By and large, car ads are also pretty impressive. At the top of the charts is Volkswagen. From low-key corner-shop deadpan deliveries to cute little Darth Vader wannabes willing cars to spring to life all on their own, to mash-ups of YouTube videos with a plethora of versions of My Way being sung into webcams – they're at the top of the automobile advertising tree.

Although not quite in the same category – but still in the same broad area – most of us (in London, at least) have heard of Cargiant. It's the biggest car dealership in the world, with 5,000 cars in stock and 600,000 sold to date. And their website traffic is pretty staggering too, with over 5 million hits per month. So given that that's the case, you'd think they'd spend just a little bit of time and money crossing the Ts and so on when it comes to their marketing and advertising.

Especially when it's plastered across the side of a bus.

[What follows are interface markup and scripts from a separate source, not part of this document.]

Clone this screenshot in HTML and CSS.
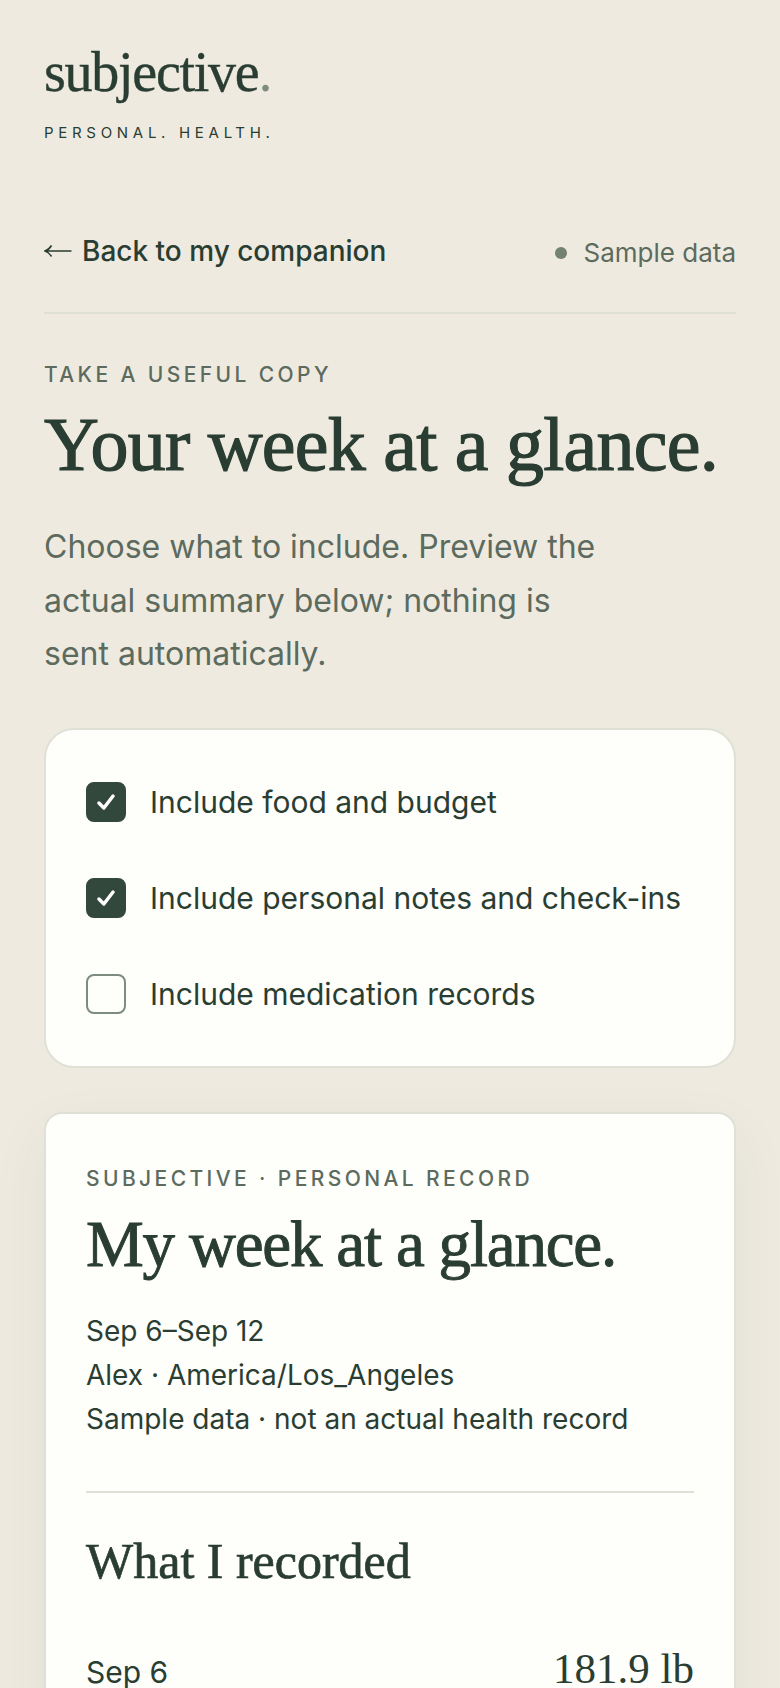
FILE: index.html
```html
<!DOCTYPE html>
<html lang="en">
<head>
  <meta charset="UTF-8">
  <title>Subjective - Your week at a glance</title>
  <link rel="stylesheet" href="styles.css">
</head>
<body>

<div class="page">

  <header class="brand">
    <div class="logo">subjective<span class="logo-dot">.</span></div>
    <div class="tagline">PERSONAL. HEALTH.</div>
  </header>

  <nav class="topbar">
    <a class="back" href="#">
      <svg class="back-arrow" viewBox="0 0 28 16" width="28" height="16"><path d="M27.5 8H1.5M7.5 2.5C6 5 4 7 1 8c3 1 5 3 6.5 5.5" fill="none" stroke="#2a3d32" stroke-width="1.6"/></svg>
      Back to my companion
    </a>
    <span class="sample"><span class="sample-dot"></span>Sample data</span>
  </nav>

  <section class="intro">
    <div class="eyebrow">TAKE A USEFUL COPY</div>
    <h1>Your week at a glance.</h1>
    <p>Choose what to include. Preview the actual summary below; nothing is sent automatically.</p>
  </section>

  <div class="card options">
    <label class="option">
      <span class="box checked">
        <svg viewBox="0 0 24 24" width="26" height="26"><path d="M5.5 13l4.5 4.5L18.5 6.5" fill="none" stroke="#fff" stroke-width="3.2" stroke-linecap="round" stroke-linejoin="round"/></svg>
      </span>
      Include food and budget
    </label>
    <label class="option">
      <span class="box checked">
        <svg viewBox="0 0 24 24" width="26" height="26"><path d="M5.5 13l4.5 4.5L18.5 6.5" fill="none" stroke="#fff" stroke-width="3.2" stroke-linecap="round" stroke-linejoin="round"/></svg>
      </span>
      Include personal notes and check-ins
    </label>
    <label class="option">
      <span class="box"></span>
      Include medication records
    </label>
  </div>

  <article class="card summary">
    <div class="eyebrow small">SUBJECTIVE · PERSONAL RECORD</div>
    <h2>My week at a glance.</h2>
    <div class="meta">
      <div>Sep 6–Sep 12</div>
      <div>Alex · America/Los_Angeles</div>
      <div>Sample data · not an actual health record</div>
    </div>
    <hr>
    <h3>What I recorded</h3>
    <div class="row">
      <span>Sep 6</span>
      <span class="value">181.9 lb</span>
    </div>
  </article>

</div>

</body>
</html>
```

FILE: styles.css
```css
html, body {
  margin: 0;
  height: 1688px;
  overflow: hidden;
}

body {
  font-family: Inter, 'Noto Sans', sans-serif;
  background: #eeeae0;
  color: #2a3d32;
}

.page {
  padding: 42px 44px 0;
}

.logo {
  font-family: 'Liberation Serif', serif;
  font-size: 56px;
  line-height: 60px;
  letter-spacing: -1.26px;
  -webkit-text-stroke: 0.4px #2a3d32;
}

.logo-dot {
  color: #7d8c7e;
  -webkit-text-stroke: 0;
}

.tagline {
  font-size: 15px;
  letter-spacing: 4.7px;
  line-height: 18px;
  margin-top: 22px;
}

.topbar {
  display: flex;
  justify-content: space-between;
  align-items: center;
  margin-top: 88px;
  padding-bottom: 41px;
  border-bottom: 2px solid #dfe1d6;
}

.back {
  display: flex;
  align-items: center;
  gap: 10px;
  color: #2a3d32;
  text-decoration: none;
  font-size: 28px;
  font-weight: 500;
  line-height: 36px;
}

.back-arrow {
  flex: none;
}

.sample {
  display: flex;
  align-items: center;
  font-size: 26px;
  line-height: 36px;
  color: #5c6b5e;
  margin-top: 5px;
}

.sample-dot {
  width: 12px;
  height: 12px;
  border-radius: 50%;
  background: #73836f;
  margin-right: 17px;
}

.eyebrow {
  font-size: 21px;
  letter-spacing: 3.4px;
  line-height: 28px;
  font-weight: 500;
  color: #5c6b5e;
}

.intro {
  margin-top: 47px;
}

h1, h2, h3 {
  font-family: 'Liberation Serif', serif;
  font-weight: 400;
  margin: 0;
  color: #2a3d32;
}

h1 {
  font-size: 76px;
  line-height: 80px;
  letter-spacing: -0.77px;
  margin-top: 15px;
  -webkit-text-stroke: 1.2px #2a3d32;
}

.intro p {
  font-size: 32px;
  line-height: 53.5px;
  color: #5c6b5e;
  margin: 36px 0 0;
  max-width: 570px;
}

.card {
  background: #fefefa;
  border: 2px solid #dfe1d6;
}

.options {
  margin-top: 47px;
  border-radius: 30px;
  padding: 52px 40px;
  display: flex;
  flex-direction: column;
  gap: 56px;
}

.option {
  display: flex;
  align-items: center;
  gap: 24px;
  font-size: 30px;
  line-height: 40px;
}

.box {
  width: 40px;
  height: 40px;
  box-sizing: border-box;
  border: 2px solid #7d8c7e;
  border-radius: 8px;
  display: flex;
  align-items: center;
  justify-content: center;
  flex: none;
}

.box.checked {
  background: #33483c;
  border-color: #33483c;
}

.summary {
  margin-top: 44px;
  border-radius: 18px;
  padding: 51px 40px 80px;
  box-shadow: 0 20px 60px rgba(42, 61, 50, 0.06);
}

.eyebrow.small {
  font-size: 21px;
  line-height: 28px;
}

h2 {
  font-size: 65px;
  line-height: 70px;
  letter-spacing: -1.2px;
  margin-top: 16px;
  -webkit-text-stroke: 0.9px #2a3d32;
}

.meta {
  font-size: 28px;
  line-height: 44px;
  margin-top: 30px;
}

hr {
  border: none;
  border-top: 2px solid #dfe1d6;
  margin: 50px 0 0;
}

h3 {
  font-size: 50px;
  line-height: 56px;
  margin-top: 40px;
  -webkit-text-stroke: 0.7px #2a3d32;
}

.row {
  display: flex;
  justify-content: space-between;
  align-items: baseline;
  font-size: 30px;
  margin-top: 55px;
}

.value {
  font-family: 'Liberation Serif', serif;
  font-size: 43px;
}
```
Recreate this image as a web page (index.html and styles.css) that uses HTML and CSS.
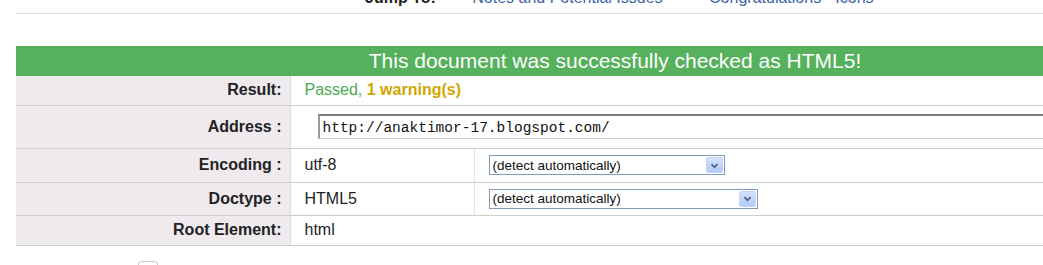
FILE: index.html
```html
<!doctype html>
<html lang="en">
  <head>
    <meta charset="utf-8">
    <title>Validation Results</title>
    <link rel="stylesheet" href="styles.css">
  </head>
  <body>
    <div class="jump">
      <span class="jump-label">Jump To:</span>
      <a href="#notes" class="jump-link">Notes and Potential Issues</a>
      <a href="#congrats" class="jump-link">Congratulations · Icons</a>
    </div>

    <div class="results">
      <table class="header">
        <colgroup>
          <col class="col-label">
          <col class="col-value">
          <col>
        </colgroup>
        <thead>
          <tr>
            <th colspan="3" class="valid">This document was successfully checked as HTML5!</th>
          </tr>
        </thead>
        <tbody>
          <tr class="row-result">
            <th>Result:</th>
            <td colspan="2"><span class="passed">Passed,</span> <span class="warn">1 warning(s)</span></td>
          </tr>
          <tr class="row-address">
            <th>Address :</th>
            <td colspan="2"><input type="text" class="uri" value="http://anaktimor-17.blogspot.com/"></td>
          </tr>
          <tr class="row-opt">
            <th>Encoding :</th>
            <td>utf-8</td>
            <td class="opt">
              <div class="select sel-enc">
                <span>(detect automatically)</span>
                <span class="arrow">
                  <svg width="17" height="17" viewBox="0 0 17 17"><path d="M5 7 L8.5 10.5 L12 7" fill="none" stroke="#4d6185" stroke-width="2"/></svg>
                </span>
              </div>
            </td>
          </tr>
          <tr class="row-opt">
            <th>Doctype :</th>
            <td>HTML5</td>
            <td class="opt">
              <div class="select sel-doc">
                <span>(detect automatically)</span>
                <span class="arrow">
                  <svg width="17" height="17" viewBox="0 0 17 17"><path d="M5 7 L8.5 10.5 L12 7" fill="none" stroke="#4d6185" stroke-width="2"/></svg>
                </span>
              </div>
            </td>
          </tr>
          <tr class="row-root">
            <th>Root Element:</th>
            <td colspan="2">html</td>
          </tr>
        </tbody>
      </table>
    </div>

    <div class="below">
      <span class="check"></span>
    </div>
  </body>
</html>
```
FILE: styles.css
```css
/* Reset */
* {
  margin: 0;
  padding: 0;
  box-sizing: border-box;
}

html, body {
  overflow: hidden;
}

body {
  font-family: "Liberation Sans", Arial, sans-serif;
  font-size: 16px;
  color: #222;
  background: #fff;
  padding-left: 16px;
}

/* Jump bar (page is scrolled, so it is cut at the top) */
.jump {
  margin-top: -11px;
  height: 25px;
  line-height: 18px;
  border-bottom: 1px solid #dcdce4;
  padding-left: 349px;
  white-space: nowrap;
}

.jump-label {
  font-weight: bold;
  color: #222;
  margin-right: 32px;
}

.jump-link {
  color: #3a64a8;
  text-decoration: none;
  margin-right: 42px;
}

/* Results table */
.results {
  margin-top: 32px;
  width: 1198px;
}

.header {
  width: 100%;
  border-collapse: collapse;
  table-layout: fixed;
}

.col-label {
  width: 274px;
}

.col-value {
  width: 184px;
}

.header th.valid {
  background-color: #55b15b;
  color: #fff;
  font-size: 21px;
  font-weight: normal;
  text-align: center;
  height: 30px;
  padding: 0;
  line-height: 28px;
}

.header tbody th {
  background-color: #eeeaee;
  text-align: right;
  padding-right: 8px;
  font-size: 16px;
  font-weight: bold;
  color: #222;
  border-bottom: 1px solid #cdcdcd;
  border-right: 1px solid #ddd;
}

.header tbody td {
  padding-left: 14px;
  border-bottom: 1px solid #cdcdcd;
  color: #222;
}

.row-result th,
.row-result td {
  height: 29px;
}

.row-address th,
.row-address td {
  height: 43px;
}

.row-opt th,
.row-opt td {
  height: 34px;
}

.row-opt + .row-opt th,
.row-opt + .row-opt td {
  height: 33px;
}

.row-root th,
.row-root td {
  height: 30px;
}

.passed {
  color: #4caa55;
}

.warn {
  color: #cfa600;
  font-weight: bold;
}

.uri {
  display: block;
  margin-left: 13px;
  width: 900px;
  height: 25px;
  border: 1px solid #c7c7c7;
  border-top: 2px solid #7a7a7a;
  border-left: 2px solid #9a9a9a;
  font-family: "Liberation Mono", "Courier New", monospace;
  font-size: 14.5px;
  padding: 1px 3px 0;
  color: #111;
}

.header td.opt {
  border-left: 1px solid #e4e4e4;
}

/* XP-style select */
.select {
  display: flex;
  align-items: center;
  justify-content: space-between;
  height: 20px;
  border: 1px solid #7f9db9;
  background: #fff;
  padding: 0 1px 0 3px;
  font-size: 13.5px;
  color: #111;
}

.sel-enc {
  width: 236px;
}

.sel-doc {
  width: 269px;
}

.arrow {
  display: flex;
  width: 17px;
  height: 16px;
  border-radius: 2px;
  background: linear-gradient(#d5e2fd, #b2c9f8);
  border: 1px solid #c3d3fd;
  align-items: center;
  justify-content: center;
}

.arrow svg {
  display: block;
}

/* Below the table */
.below {
  padding: 15px 0 0 122px;
}

.check {
  display: block;
  width: 20px;
  height: 20px;
  border: 1px solid #c8c8c8;
  border-radius: 3px;
}
```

As you can see from the picture at the top, taken from inside my car, there's a glaring error: an errant apostrophe. Leaving aside that I'm a copywriter and editor and so these types of mistakes make me descend into something of a twitching, gibbering wreck, to have an ad containing such a basic typo is unforgivable. I knew the rules about apostrophes when I was about seven years old, so it shouldn't be too much to ask for the head of marketing for such a successful company to know them too.

Even if some underpaid marketing assistant knocked up the copy on a Friday afternoon after a boozy lunch, someone somewhere approved it. Or at least, I'm assuming they approved it. If nobody did, then that's even more worrying.

On a lesser point, the second sentence (thousand's [sic] of cars to buy in one place) doesn't actually connect with the first at all (Like a kid in a sweet shop). Both statements individually are valid, but together, they don't work.

But let's not get distracted from the point here, and that is quite simply that this is advertising at its absolute laziest. I've looked at their website and it's riddled with errors. So much so that I have half a mind to contact them and offer my services.

What other howlers have you spotted?